◆ **Instructions to follow**:
Skip the pictures. Reproduce all other material exactly.

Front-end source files
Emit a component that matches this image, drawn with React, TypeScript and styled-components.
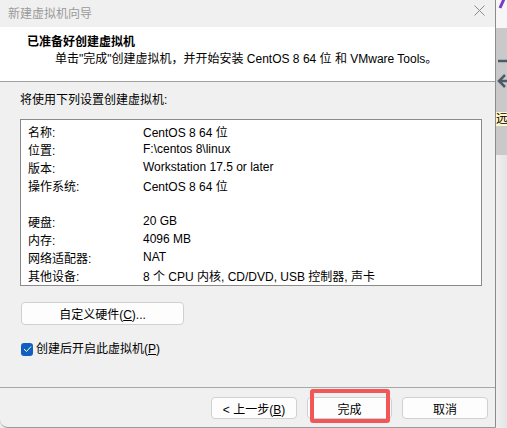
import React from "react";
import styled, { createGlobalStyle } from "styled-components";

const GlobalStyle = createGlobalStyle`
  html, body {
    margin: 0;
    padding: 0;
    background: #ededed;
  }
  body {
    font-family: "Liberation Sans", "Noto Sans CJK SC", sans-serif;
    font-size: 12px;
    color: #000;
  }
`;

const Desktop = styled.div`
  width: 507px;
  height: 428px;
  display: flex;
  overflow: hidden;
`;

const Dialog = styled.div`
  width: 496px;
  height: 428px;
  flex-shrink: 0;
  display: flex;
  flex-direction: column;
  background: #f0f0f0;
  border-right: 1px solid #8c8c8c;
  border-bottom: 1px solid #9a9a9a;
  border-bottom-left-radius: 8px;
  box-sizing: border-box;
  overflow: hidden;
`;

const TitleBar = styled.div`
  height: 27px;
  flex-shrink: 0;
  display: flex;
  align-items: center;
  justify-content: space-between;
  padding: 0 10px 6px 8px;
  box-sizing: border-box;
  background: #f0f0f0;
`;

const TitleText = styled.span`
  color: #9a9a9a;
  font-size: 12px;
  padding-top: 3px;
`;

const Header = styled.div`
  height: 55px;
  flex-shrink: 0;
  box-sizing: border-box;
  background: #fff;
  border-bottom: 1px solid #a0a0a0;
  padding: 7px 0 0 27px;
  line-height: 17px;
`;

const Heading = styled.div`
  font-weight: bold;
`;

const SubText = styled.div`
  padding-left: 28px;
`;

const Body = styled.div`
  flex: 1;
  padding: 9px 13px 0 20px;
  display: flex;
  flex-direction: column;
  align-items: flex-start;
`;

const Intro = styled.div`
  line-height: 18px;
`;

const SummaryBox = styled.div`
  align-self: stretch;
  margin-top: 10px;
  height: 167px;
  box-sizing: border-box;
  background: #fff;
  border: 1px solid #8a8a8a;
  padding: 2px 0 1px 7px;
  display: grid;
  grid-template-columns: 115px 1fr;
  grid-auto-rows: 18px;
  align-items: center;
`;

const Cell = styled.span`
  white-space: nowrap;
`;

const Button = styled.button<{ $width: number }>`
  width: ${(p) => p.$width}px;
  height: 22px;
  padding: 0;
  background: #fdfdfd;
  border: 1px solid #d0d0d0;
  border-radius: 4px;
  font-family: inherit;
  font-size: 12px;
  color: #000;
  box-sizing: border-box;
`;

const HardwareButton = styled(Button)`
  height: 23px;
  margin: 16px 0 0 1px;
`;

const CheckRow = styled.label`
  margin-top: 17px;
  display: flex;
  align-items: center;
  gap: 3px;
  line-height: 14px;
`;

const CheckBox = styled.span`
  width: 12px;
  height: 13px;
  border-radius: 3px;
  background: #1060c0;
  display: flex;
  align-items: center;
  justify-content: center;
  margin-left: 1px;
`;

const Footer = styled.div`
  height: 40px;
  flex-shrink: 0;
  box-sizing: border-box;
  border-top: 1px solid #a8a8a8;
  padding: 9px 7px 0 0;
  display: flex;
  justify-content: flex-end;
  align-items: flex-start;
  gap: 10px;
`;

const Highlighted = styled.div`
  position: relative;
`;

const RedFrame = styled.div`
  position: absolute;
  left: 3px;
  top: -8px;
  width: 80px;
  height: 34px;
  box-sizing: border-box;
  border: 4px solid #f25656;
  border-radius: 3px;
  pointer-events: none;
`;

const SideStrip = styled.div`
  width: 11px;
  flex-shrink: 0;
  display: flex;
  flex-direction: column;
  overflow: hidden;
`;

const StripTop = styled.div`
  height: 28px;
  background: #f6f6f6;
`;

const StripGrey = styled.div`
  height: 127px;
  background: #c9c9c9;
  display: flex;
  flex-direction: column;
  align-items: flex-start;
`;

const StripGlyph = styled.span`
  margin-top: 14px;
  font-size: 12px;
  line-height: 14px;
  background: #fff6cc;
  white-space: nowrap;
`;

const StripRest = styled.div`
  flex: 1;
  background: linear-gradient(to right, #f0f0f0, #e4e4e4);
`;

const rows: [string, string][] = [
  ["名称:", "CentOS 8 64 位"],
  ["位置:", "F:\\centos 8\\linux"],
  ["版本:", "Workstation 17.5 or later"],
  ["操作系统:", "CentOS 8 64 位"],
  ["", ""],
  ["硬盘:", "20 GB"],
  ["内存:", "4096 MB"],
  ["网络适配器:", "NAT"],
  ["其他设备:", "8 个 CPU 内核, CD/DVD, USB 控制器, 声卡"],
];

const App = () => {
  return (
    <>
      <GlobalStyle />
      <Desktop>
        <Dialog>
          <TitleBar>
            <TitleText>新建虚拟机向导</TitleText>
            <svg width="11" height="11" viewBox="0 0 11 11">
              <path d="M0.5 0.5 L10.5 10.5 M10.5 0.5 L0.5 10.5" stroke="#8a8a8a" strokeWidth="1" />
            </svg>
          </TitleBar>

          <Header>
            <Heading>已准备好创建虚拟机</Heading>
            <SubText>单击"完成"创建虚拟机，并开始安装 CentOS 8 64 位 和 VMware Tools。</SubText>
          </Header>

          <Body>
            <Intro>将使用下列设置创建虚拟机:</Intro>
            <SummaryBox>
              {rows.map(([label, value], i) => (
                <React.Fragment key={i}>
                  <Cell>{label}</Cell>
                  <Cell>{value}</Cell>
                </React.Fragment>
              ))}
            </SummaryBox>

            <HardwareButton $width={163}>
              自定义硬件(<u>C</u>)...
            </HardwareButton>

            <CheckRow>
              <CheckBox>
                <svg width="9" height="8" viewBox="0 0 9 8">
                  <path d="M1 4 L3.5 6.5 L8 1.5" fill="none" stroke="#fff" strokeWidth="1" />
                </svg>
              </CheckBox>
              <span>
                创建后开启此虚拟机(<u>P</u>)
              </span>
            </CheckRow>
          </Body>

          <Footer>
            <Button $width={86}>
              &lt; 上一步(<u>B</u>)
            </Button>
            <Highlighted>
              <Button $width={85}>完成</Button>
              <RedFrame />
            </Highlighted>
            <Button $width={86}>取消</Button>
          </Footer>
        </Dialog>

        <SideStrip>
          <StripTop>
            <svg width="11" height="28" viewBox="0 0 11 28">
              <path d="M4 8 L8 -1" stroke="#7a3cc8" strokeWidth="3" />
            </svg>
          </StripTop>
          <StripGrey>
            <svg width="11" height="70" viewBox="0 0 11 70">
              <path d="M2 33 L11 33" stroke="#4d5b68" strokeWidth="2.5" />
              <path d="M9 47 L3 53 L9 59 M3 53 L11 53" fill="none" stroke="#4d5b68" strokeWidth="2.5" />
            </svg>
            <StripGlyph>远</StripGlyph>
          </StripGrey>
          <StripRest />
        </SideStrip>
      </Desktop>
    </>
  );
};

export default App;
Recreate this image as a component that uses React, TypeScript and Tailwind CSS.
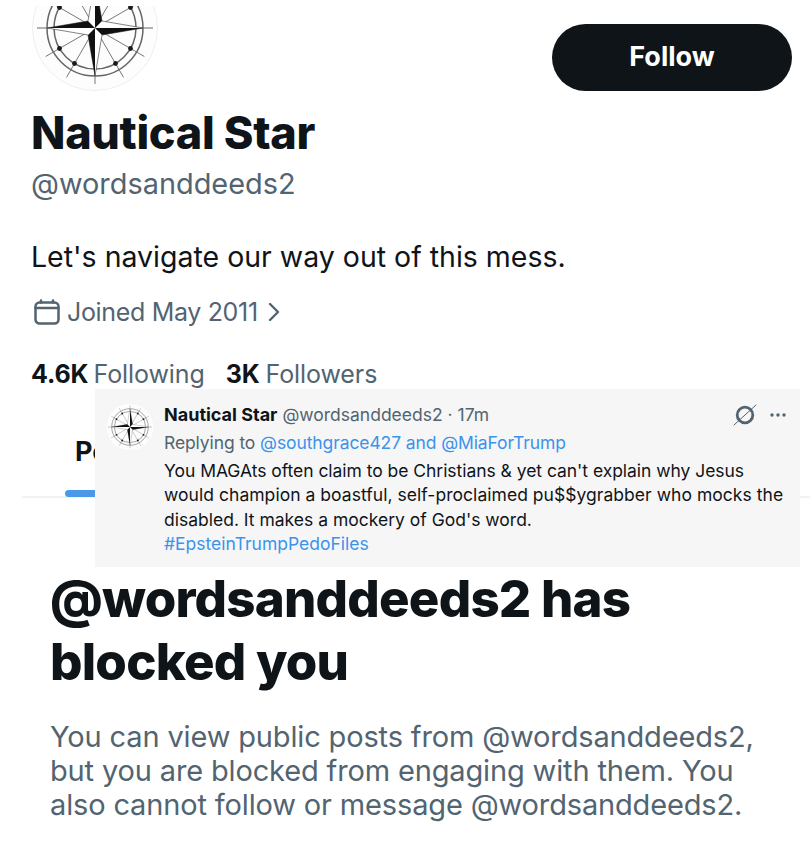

◆ **Exercise result**:
Emit a component that matches this image, drawn with React, TypeScript and styled-components.
import React from "react";
import styled, { createGlobalStyle } from "styled-components";

const GlobalStyle = createGlobalStyle`
  html, body {
    margin: 0;
    padding: 0;
    background: #ededed;
  }
  body {
    font-family: "Liberation Sans", "Noto Sans CJK SC", sans-serif;
    font-size: 12px;
    color: #000;
  }
`;

const Desktop = styled.div`
  width: 507px;
  height: 428px;
  display: flex;
  overflow: hidden;
`;

const Dialog = styled.div`
  width: 496px;
  height: 428px;
  flex-shrink: 0;
  display: flex;
  flex-direction: column;
  background: #f0f0f0;
  border-right: 1px solid #8c8c8c;
  border-bottom: 1px solid #9a9a9a;
  border-bottom-left-radius: 8px;
  box-sizing: border-box;
  overflow: hidden;
`;

const TitleBar = styled.div`
  height: 27px;
  flex-shrink: 0;
  display: flex;
  align-items: center;
  justify-content: space-between;
  padding: 0 10px 6px 8px;
  box-sizing: border-box;
  background: #f0f0f0;
`;

const TitleText = styled.span`
  color: #9a9a9a;
  font-size: 12px;
  padding-top: 3px;
`;

const Header = styled.div`
  height: 55px;
  flex-shrink: 0;
  box-sizing: border-box;
  background: #fff;
  border-bottom: 1px solid #a0a0a0;
  padding: 7px 0 0 27px;
  line-height: 17px;
`;

const Heading = styled.div`
  font-weight: bold;
`;

const SubText = styled.div`
  padding-left: 28px;
`;

const Body = styled.div`
  flex: 1;
  padding: 9px 13px 0 20px;
  display: flex;
  flex-direction: column;
  align-items: flex-start;
`;

const Intro = styled.div`
  line-height: 18px;
`;

const SummaryBox = styled.div`
  align-self: stretch;
  margin-top: 10px;
  height: 167px;
  box-sizing: border-box;
  background: #fff;
  border: 1px solid #8a8a8a;
  padding: 2px 0 1px 7px;
  display: grid;
  grid-template-columns: 115px 1fr;
  grid-auto-rows: 18px;
  align-items: center;
`;

const Cell = styled.span`
  white-space: nowrap;
`;

const Button = styled.button<{ $width: number }>`
  width: ${(p) => p.$width}px;
  height: 22px;
  padding: 0;
  background: #fdfdfd;
  border: 1px solid #d0d0d0;
  border-radius: 4px;
  font-family: inherit;
  font-size: 12px;
  color: #000;
  box-sizing: border-box;
`;

const HardwareButton = styled(Button)`
  height: 23px;
  margin: 16px 0 0 1px;
`;

const CheckRow = styled.label`
  margin-top: 17px;
  display: flex;
  align-items: center;
  gap: 3px;
  line-height: 14px;
`;

const CheckBox = styled.span`
  width: 12px;
  height: 13px;
  border-radius: 3px;
  background: #1060c0;
  display: flex;
  align-items: center;
  justify-content: center;
  margin-left: 1px;
`;

const Footer = styled.div`
  height: 40px;
  flex-shrink: 0;
  box-sizing: border-box;
  border-top: 1px solid #a8a8a8;
  padding: 9px 7px 0 0;
  display: flex;
  justify-content: flex-end;
  align-items: flex-start;
  gap: 10px;
`;

const Highlighted = styled.div`
  position: relative;
`;

const RedFrame = styled.div`
  position: absolute;
  left: 3px;
  top: -8px;
  width: 80px;
  height: 34px;
  box-sizing: border-box;
  border: 4px solid #f25656;
  border-radius: 3px;
  pointer-events: none;
`;

const SideStrip = styled.div`
  width: 11px;
  flex-shrink: 0;
  display: flex;
  flex-direction: column;
  overflow: hidden;
`;

const StripTop = styled.div`
  height: 28px;
  background: #f6f6f6;
`;

const StripGrey = styled.div`
  height: 127px;
  background: #c9c9c9;
  display: flex;
  flex-direction: column;
  align-items: flex-start;
`;

const StripGlyph = styled.span`
  margin-top: 14px;
  font-size: 12px;
  line-height: 14px;
  background: #fff6cc;
  white-space: nowrap;
`;

const StripRest = styled.div`
  flex: 1;
  background: linear-gradient(to right, #f0f0f0, #e4e4e4);
`;

const rows: [string, string][] = [
  ["名称:", "CentOS 8 64 位"],
  ["位置:", "F:\\centos 8\\linux"],
  ["版本:", "Workstation 17.5 or later"],
  ["操作系统:", "CentOS 8 64 位"],
  ["", ""],
  ["硬盘:", "20 GB"],
  ["内存:", "4096 MB"],
  ["网络适配器:", "NAT"],
  ["其他设备:", "8 个 CPU 内核, CD/DVD, USB 控制器, 声卡"],
];

const App = () => {
  return (
    <>
      <GlobalStyle />
      <Desktop>
        <Dialog>
          <TitleBar>
            <TitleText>新建虚拟机向导</TitleText>
            <svg width="11" height="11" viewBox="0 0 11 11">
              <path d="M0.5 0.5 L10.5 10.5 M10.5 0.5 L0.5 10.5" stroke="#8a8a8a" strokeWidth="1" />
            </svg>
          </TitleBar>

          <Header>
            <Heading>已准备好创建虚拟机</Heading>
            <SubText>单击"完成"创建虚拟机，并开始安装 CentOS 8 64 位 和 VMware Tools。</SubText>
          </Header>

          <Body>
            <Intro>将使用下列设置创建虚拟机:</Intro>
            <SummaryBox>
              {rows.map(([label, value], i) => (
                <React.Fragment key={i}>
                  <Cell>{label}</Cell>
                  <Cell>{value}</Cell>
                </React.Fragment>
              ))}
            </SummaryBox>

            <HardwareButton $width={163}>
              自定义硬件(<u>C</u>)...
            </HardwareButton>

            <CheckRow>
              <CheckBox>
                <svg width="9" height="8" viewBox="0 0 9 8">
                  <path d="M1 4 L3.5 6.5 L8 1.5" fill="none" stroke="#fff" strokeWidth="1" />
                </svg>
              </CheckBox>
              <span>
                创建后开启此虚拟机(<u>P</u>)
              </span>
            </CheckRow>
          </Body>

          <Footer>
            <Button $width={86}>
              &lt; 上一步(<u>B</u>)
            </Button>
            <Highlighted>
              <Button $width={85}>完成</Button>
              <RedFrame />
            </Highlighted>
            <Button $width={86}>取消</Button>
          </Footer>
        </Dialog>

        <SideStrip>
          <StripTop>
            <svg width="11" height="28" viewBox="0 0 11 28">
              <path d="M4 8 L8 -1" stroke="#7a3cc8" strokeWidth="3" />
            </svg>
          </StripTop>
          <StripGrey>
            <svg width="11" height="70" viewBox="0 0 11 70">
              <path d="M2 33 L11 33" stroke="#4d5b68" strokeWidth="2.5" />
              <path d="M9 47 L3 53 L9 59 M3 53 L11 53" fill="none" stroke="#4d5b68" strokeWidth="2.5" />
            </svg>
            <StripGlyph>远</StripGlyph>
          </StripGrey>
          <StripRest />
        </SideStrip>
      </Desktop>
    </>
  );
};

export default App;
Recreate this image as a component that uses React, TypeScript and Tailwind CSS.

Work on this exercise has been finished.